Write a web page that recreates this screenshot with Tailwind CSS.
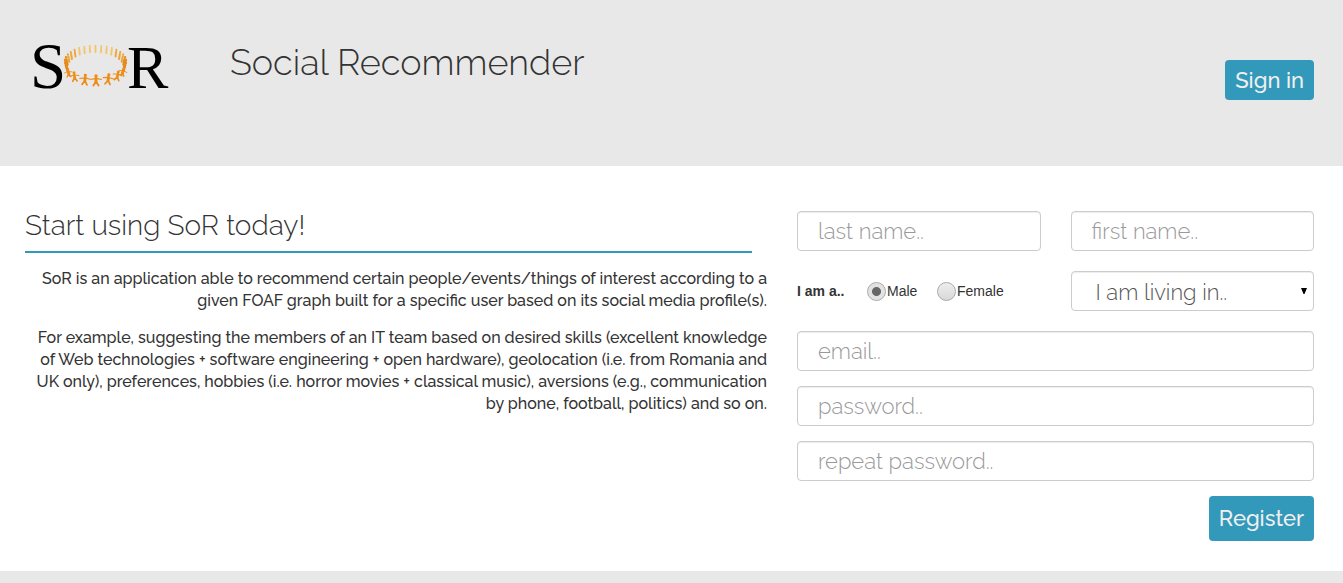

--

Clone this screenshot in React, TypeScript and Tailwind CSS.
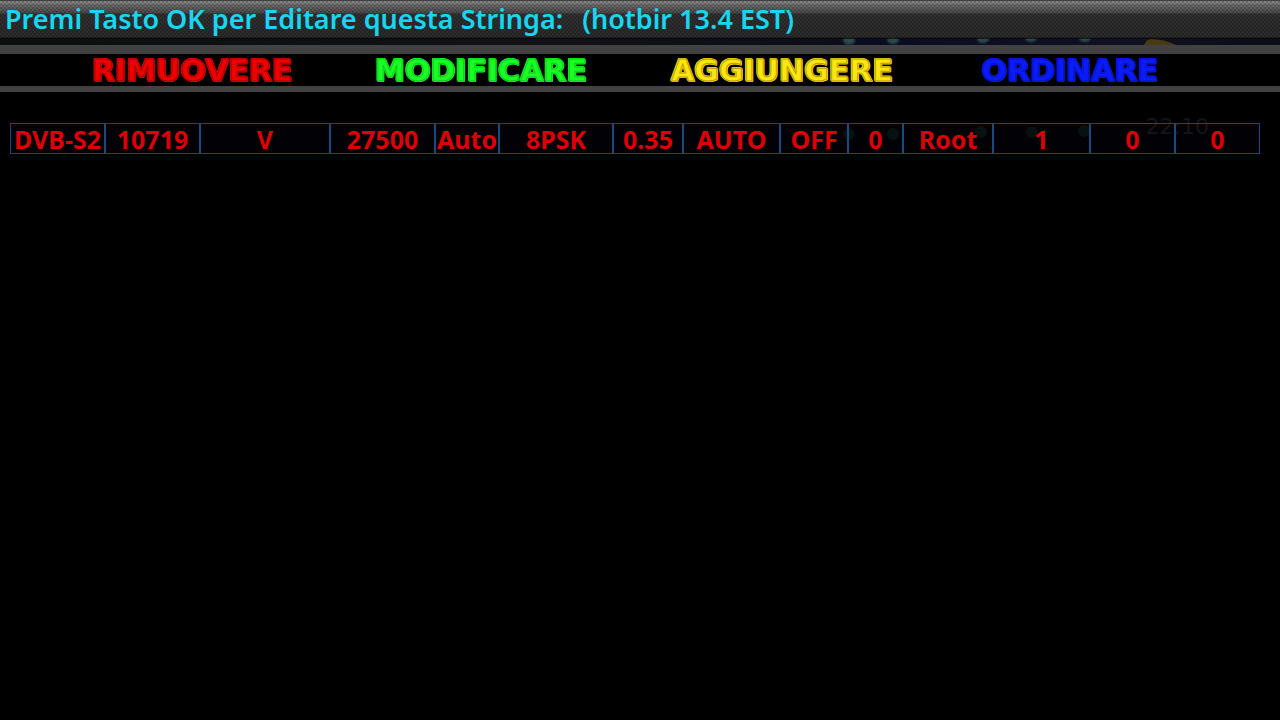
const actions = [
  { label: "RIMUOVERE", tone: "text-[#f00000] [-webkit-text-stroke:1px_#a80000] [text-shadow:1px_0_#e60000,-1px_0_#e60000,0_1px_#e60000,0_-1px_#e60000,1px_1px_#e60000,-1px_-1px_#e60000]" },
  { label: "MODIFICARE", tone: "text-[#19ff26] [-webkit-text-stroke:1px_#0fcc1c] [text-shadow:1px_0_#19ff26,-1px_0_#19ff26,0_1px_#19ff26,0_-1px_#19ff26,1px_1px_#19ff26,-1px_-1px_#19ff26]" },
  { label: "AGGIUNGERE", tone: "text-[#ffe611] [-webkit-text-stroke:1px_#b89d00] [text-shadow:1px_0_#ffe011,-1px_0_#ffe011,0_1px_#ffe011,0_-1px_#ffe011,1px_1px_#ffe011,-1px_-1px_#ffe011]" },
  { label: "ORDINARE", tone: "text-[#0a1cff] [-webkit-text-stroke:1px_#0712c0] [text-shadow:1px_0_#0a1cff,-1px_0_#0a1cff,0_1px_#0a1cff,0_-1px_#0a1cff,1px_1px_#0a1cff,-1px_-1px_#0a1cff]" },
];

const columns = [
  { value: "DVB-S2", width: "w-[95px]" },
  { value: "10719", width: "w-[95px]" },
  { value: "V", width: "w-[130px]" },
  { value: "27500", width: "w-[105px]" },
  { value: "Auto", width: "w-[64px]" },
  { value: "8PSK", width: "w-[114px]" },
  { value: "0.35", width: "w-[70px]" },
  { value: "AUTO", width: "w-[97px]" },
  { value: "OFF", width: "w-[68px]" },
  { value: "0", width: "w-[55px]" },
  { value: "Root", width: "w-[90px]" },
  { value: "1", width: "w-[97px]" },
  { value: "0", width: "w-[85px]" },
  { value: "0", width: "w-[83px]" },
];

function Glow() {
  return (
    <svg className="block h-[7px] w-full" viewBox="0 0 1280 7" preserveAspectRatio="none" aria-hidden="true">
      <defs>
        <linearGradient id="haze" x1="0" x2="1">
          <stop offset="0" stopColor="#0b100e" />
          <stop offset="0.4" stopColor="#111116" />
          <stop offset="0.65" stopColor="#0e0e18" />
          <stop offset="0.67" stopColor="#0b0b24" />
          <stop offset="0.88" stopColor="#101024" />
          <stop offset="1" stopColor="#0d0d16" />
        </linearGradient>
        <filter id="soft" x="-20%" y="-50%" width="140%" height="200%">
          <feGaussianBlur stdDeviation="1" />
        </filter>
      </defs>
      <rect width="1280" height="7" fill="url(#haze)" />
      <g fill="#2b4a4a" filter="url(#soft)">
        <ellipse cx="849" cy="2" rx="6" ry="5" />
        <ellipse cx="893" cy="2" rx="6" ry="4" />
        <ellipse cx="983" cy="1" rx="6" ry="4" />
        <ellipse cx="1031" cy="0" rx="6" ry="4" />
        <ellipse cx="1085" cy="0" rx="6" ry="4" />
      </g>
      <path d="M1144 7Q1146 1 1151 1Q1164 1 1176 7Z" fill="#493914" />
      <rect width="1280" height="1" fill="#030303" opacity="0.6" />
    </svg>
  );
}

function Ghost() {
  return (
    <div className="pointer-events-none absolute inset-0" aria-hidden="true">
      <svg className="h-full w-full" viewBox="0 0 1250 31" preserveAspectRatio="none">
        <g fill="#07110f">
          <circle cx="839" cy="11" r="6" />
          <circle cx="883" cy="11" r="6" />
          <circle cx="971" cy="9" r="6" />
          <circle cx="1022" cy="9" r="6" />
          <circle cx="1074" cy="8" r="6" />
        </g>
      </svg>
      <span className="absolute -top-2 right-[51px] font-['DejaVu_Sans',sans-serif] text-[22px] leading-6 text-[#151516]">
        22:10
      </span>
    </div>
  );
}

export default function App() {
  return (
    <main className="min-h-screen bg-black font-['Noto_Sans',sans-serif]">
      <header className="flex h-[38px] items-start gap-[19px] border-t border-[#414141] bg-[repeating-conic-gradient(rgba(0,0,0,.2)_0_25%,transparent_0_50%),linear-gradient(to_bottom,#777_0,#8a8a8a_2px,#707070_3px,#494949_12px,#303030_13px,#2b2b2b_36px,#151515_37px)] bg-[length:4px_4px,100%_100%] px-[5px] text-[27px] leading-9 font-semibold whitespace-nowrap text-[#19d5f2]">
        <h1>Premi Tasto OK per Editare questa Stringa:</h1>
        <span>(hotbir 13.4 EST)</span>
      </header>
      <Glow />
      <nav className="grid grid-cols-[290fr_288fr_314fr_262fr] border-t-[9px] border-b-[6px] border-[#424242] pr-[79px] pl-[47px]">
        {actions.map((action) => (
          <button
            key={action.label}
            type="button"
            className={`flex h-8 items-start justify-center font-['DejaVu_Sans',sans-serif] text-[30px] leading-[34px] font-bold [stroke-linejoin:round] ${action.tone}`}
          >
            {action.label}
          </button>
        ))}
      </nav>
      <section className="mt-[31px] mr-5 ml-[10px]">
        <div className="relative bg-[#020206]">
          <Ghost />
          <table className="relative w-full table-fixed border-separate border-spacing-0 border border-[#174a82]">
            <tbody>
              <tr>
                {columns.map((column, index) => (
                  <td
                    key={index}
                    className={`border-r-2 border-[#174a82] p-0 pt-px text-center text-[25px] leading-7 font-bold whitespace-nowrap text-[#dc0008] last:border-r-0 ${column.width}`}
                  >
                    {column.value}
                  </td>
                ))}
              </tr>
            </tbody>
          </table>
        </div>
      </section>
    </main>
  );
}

WORK REQUIRED:
Return from the data every line that holds "screenshot".

EXERCISE RESULT:
Write a web page that recreates this screenshot with Tailwind CSS.
Clone this screenshot in React, TypeScript and Tailwind CSS.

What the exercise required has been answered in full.